Some banks and financial institutions even offer green loans with interest rate discounts as an incentive.

Brilliant performance and comfort

There’s a lot to rave about when it comes to EVs.

  • EVs have instant torque, so you have instant power and an immediate response as soon as you step on the accelerator.
  • EVs are much quieter.
  • Due to batteries that are located on the car’s floor, EVs have a low centre of gravity and excellent balance. That means they’re quite nifty around corners.
  • Overall, EVs have undeniable star quality in terms of comfort, safety features, technology, and a relaxed driving experience.

Cheaper to run and maintain 

Although they’re expensive, EVs deliver more bang for your buck in the long run. Considering that petrol prices have been on a steady climb in recent years, EV drivers will certainly appreciate the lower costs of plugging into the electric grid.

EVs also require less maintenance. For instance, you don’t have to worry about oil changes. And not only do you take fewer trips to the mechanic, but you also spend less time refueling.

Buying an electric car will be in vogue soon

The number of EV models available on the Australian market is slowly spiking. That means you’ll soon be able to find EVs for any purpose, be it a family road trip or a fun sports drive. As the range of EVs widens to suit different driving needs, EVs will become a popular means of transport. Why not jump on the trend early and stay a step ahead of the crowd?

Cons of buying an electric car

The major downsides to buying an electric car appear to be the price and lack of charging infrastructure.

EVs cost a pretty penny

Currently, there’s a large disparity between the cost of EVs and their petrol-powered counterparts. While EVs may be cheaper to run, initial costs remain a barrier. Also, things like insurance, home EV charger installation, and battery pack replacement can make the prospect of buying an EV even more daunting for your wallet.

Limited travelling range

How far will an EV take you on a single charge? Range can be a common source of worry to would-be EV buyers. However, it’s not much of a downside if you’ll be using the car for short-distance commutes – most EVs are more than up for the job.

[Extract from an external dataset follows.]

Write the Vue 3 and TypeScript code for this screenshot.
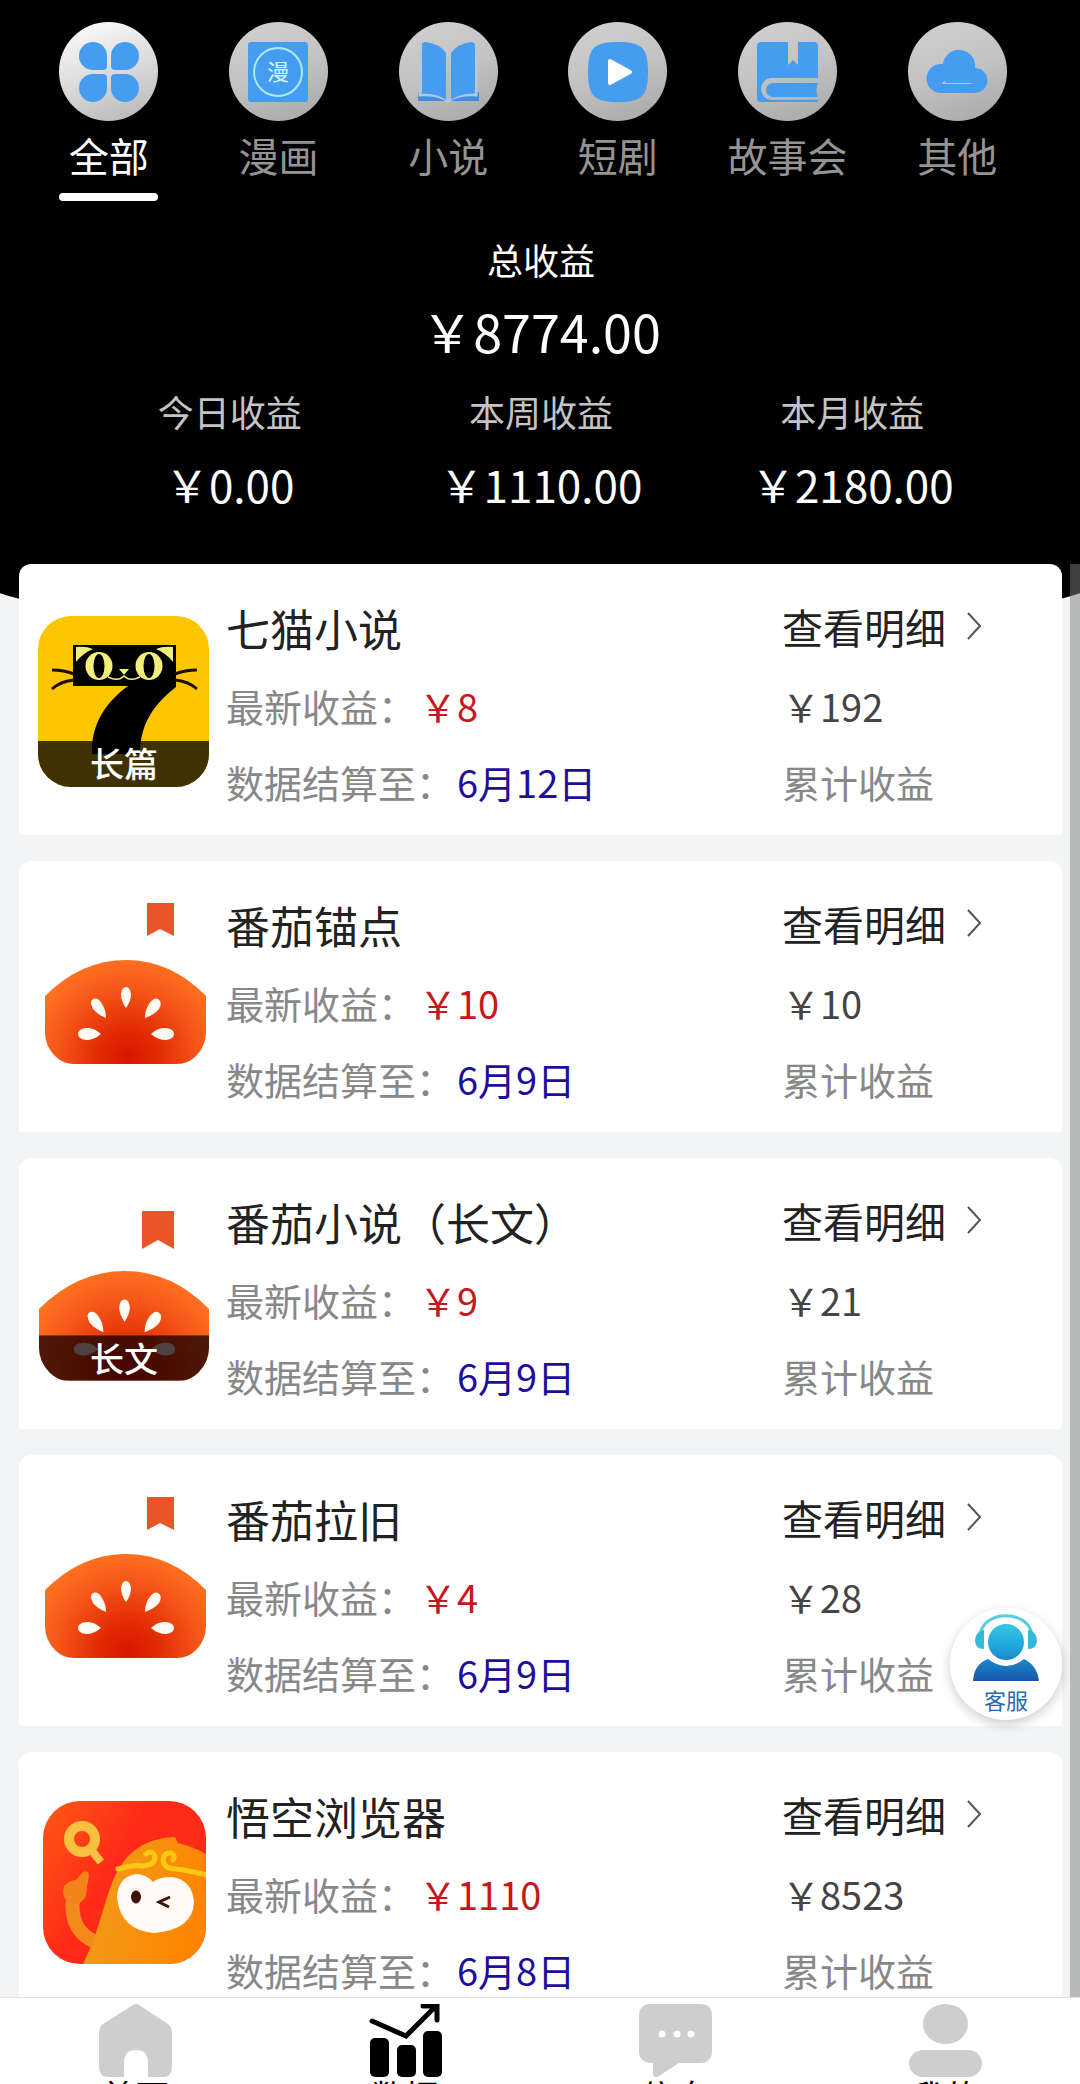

But if you are planning a long road trip, with infrequent gaps in-between, it’s probably best to bring a petrol-powered car or at the very least buy a hybrid EV.

The issue of charging

You can recharge an EV by either plugging in at home or using a public DC fast charger. The first option usually requires leaving your car to charge overnight. But a public DC fast charger can have your car up and running in less than an hour. 

While this is handy, this type of public charger is not found in every location, and you might have to wait your turn or pay a fee to access the nearest one. Home EV chargers are also expensive to install, so be sure to explore all your options to see if you’ll be able to recharge your car conveniently.

The bottom line on whether to buy an electric car or wait 

The matter of whether to buy an electric vehicle is a question of when not if. EVs are the cars of the future, and as the world accelerates into that future, Aussies should be ready to climb on board. That’s the big picture. 

Looking at the smaller picture, there may be valid reasons for holding off an EV purchase. For instance, you may not wish to strain your wallet or go out of your way to find charging stations. But if you find some good deals, and can afford to splurge on one, or have access to plenty of charging stations, buying an EV will help you move along with the times.

To help you make a smarter choice, you can use the Australian Government’s Electric Vehicle Guide, which compares electric vehicles currently on the market.